* EXERCISE INSTRUCTIONS:
In the listing below, count each line containing "that" and answer with the count only.

* DATASET RECORDS:
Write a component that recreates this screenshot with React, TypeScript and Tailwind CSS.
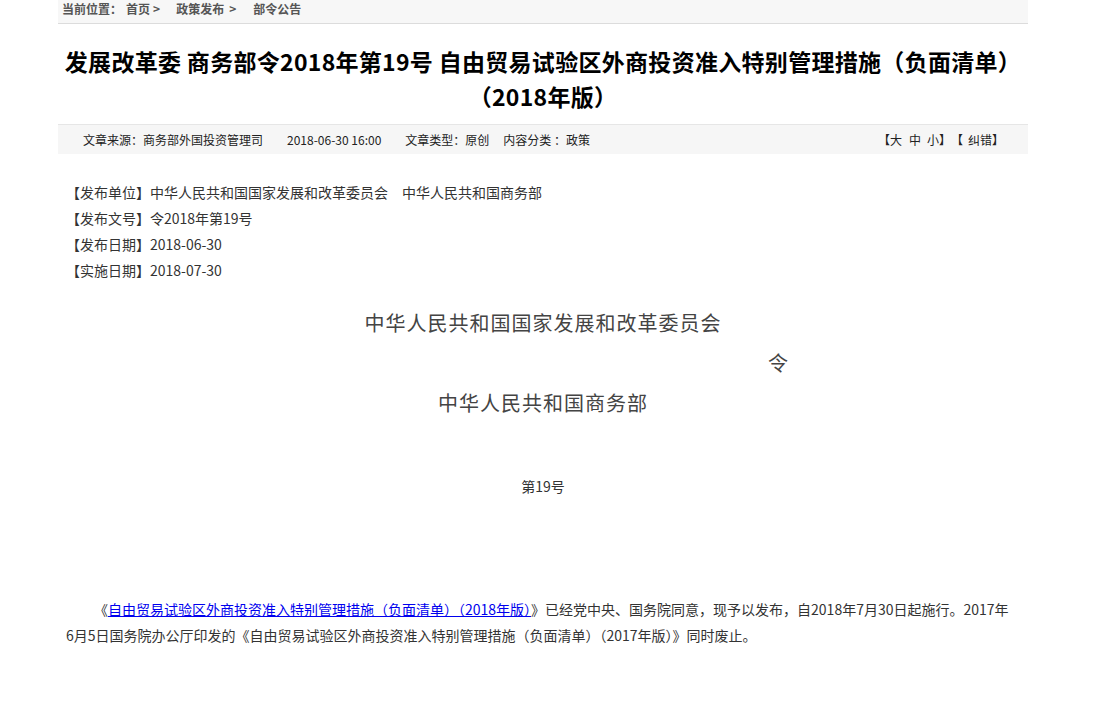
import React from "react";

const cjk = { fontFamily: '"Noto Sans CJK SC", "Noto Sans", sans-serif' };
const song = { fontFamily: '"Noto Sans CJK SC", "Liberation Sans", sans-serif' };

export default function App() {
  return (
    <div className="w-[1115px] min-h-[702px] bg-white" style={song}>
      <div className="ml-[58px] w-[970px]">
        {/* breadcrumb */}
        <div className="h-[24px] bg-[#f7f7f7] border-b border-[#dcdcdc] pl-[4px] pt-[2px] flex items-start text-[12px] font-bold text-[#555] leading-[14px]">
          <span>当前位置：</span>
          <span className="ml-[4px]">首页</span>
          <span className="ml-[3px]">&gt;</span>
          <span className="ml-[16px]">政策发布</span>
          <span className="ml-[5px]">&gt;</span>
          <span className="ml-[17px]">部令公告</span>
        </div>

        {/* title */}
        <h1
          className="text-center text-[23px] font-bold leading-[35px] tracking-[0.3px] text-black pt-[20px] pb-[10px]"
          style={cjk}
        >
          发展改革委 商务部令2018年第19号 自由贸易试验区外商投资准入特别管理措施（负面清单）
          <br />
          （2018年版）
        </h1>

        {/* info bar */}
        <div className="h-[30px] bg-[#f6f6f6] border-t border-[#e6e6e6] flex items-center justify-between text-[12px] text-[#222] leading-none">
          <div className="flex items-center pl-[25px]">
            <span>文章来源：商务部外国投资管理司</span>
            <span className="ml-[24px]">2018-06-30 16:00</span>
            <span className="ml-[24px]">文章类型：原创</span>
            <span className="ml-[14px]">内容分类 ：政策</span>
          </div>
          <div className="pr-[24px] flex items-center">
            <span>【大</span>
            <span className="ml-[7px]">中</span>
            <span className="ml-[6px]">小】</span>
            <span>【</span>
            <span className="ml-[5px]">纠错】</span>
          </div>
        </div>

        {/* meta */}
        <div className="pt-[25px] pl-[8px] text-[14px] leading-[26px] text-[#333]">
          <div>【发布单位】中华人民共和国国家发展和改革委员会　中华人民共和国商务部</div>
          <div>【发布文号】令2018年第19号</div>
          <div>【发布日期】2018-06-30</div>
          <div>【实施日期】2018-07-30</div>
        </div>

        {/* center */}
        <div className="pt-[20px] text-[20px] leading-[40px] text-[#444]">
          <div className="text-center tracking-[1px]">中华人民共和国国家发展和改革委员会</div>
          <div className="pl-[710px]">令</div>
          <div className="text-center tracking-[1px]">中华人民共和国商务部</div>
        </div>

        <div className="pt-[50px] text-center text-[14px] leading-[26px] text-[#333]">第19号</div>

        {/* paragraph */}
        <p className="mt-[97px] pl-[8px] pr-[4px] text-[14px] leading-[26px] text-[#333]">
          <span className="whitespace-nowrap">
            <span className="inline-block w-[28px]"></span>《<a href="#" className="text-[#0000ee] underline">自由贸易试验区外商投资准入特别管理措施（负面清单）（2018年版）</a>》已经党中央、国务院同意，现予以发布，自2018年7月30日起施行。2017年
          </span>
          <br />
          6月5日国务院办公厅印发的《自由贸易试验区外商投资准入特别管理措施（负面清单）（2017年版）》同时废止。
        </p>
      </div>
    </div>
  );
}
* * *
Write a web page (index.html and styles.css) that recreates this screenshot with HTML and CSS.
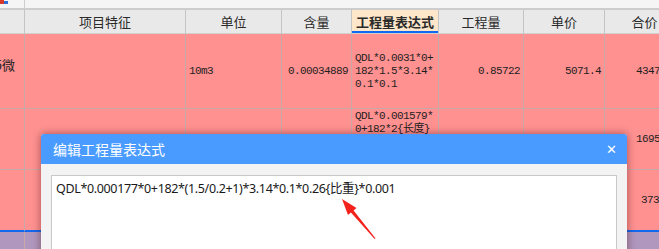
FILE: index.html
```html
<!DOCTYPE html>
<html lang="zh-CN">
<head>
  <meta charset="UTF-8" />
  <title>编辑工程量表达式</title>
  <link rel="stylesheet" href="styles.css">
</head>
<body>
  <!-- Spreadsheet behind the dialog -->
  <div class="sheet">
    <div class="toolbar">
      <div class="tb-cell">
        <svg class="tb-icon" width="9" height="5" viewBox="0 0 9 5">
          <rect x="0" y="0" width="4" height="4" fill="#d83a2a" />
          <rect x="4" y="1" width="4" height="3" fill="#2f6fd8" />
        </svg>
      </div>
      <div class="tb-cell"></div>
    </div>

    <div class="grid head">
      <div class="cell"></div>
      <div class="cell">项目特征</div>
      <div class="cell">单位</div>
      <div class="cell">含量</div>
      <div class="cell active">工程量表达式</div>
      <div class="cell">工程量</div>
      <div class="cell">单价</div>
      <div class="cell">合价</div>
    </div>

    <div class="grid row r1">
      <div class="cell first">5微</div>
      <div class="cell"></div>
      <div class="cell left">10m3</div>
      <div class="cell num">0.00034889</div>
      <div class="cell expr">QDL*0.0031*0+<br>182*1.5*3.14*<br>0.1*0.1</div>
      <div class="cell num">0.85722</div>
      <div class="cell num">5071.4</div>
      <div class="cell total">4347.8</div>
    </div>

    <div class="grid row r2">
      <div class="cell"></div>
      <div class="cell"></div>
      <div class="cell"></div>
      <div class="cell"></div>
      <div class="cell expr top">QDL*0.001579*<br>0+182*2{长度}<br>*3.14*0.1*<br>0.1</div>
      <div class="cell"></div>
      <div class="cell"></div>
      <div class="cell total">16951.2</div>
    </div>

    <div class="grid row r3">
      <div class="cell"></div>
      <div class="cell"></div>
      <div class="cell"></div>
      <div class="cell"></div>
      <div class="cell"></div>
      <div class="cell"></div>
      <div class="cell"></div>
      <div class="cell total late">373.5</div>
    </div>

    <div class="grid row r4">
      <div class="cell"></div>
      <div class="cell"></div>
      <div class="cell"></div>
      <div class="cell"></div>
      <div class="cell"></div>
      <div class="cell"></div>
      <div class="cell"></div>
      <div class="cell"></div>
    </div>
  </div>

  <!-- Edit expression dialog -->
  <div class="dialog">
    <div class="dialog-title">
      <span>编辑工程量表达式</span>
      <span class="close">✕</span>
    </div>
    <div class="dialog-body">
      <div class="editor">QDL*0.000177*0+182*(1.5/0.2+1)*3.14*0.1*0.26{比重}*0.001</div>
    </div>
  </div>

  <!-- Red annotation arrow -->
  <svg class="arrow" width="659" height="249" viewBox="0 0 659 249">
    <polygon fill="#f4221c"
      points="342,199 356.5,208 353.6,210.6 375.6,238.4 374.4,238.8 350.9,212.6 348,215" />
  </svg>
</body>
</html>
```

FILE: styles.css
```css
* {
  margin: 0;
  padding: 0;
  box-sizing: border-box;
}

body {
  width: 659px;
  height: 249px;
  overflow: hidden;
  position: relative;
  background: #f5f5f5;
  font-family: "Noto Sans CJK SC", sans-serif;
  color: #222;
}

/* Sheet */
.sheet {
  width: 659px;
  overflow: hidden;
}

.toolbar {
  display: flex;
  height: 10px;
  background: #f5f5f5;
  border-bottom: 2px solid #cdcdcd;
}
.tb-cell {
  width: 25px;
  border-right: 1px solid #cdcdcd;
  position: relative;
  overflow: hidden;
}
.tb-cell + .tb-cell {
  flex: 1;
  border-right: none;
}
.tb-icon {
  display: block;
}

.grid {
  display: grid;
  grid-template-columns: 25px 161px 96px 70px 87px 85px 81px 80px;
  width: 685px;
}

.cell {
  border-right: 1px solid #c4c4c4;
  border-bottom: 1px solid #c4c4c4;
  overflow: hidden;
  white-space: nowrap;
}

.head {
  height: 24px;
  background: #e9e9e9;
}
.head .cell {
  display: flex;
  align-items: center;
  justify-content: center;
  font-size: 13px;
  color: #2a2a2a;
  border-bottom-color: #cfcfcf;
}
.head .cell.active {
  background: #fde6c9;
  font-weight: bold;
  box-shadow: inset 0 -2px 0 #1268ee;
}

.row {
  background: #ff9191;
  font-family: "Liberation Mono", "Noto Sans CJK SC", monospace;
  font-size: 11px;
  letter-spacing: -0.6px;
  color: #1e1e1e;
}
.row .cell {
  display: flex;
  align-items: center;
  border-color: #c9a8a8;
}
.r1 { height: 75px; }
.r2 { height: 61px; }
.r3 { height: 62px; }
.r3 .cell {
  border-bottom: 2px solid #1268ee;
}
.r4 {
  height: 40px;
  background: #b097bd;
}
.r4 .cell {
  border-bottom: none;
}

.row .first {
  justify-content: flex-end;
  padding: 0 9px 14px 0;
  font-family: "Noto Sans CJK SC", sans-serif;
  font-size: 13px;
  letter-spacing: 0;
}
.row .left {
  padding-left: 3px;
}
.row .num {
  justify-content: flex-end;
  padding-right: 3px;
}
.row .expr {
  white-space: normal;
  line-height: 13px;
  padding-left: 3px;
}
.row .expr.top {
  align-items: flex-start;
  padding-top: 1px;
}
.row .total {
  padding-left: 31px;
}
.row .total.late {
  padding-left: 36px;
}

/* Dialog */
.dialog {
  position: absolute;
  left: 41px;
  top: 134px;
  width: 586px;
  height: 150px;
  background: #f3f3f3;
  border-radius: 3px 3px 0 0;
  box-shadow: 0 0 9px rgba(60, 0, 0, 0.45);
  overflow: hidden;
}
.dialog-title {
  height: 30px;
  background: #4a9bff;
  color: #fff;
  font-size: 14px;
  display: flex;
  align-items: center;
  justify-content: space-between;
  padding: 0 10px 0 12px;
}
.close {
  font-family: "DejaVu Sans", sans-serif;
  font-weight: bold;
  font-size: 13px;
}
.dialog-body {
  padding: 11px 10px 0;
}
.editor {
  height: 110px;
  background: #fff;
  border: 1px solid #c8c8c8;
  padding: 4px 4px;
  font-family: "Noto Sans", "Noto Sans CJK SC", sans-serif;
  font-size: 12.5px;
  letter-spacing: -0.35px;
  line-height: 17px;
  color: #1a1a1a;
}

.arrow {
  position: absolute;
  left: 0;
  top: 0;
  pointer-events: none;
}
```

* WRITTEN ANSWER:
2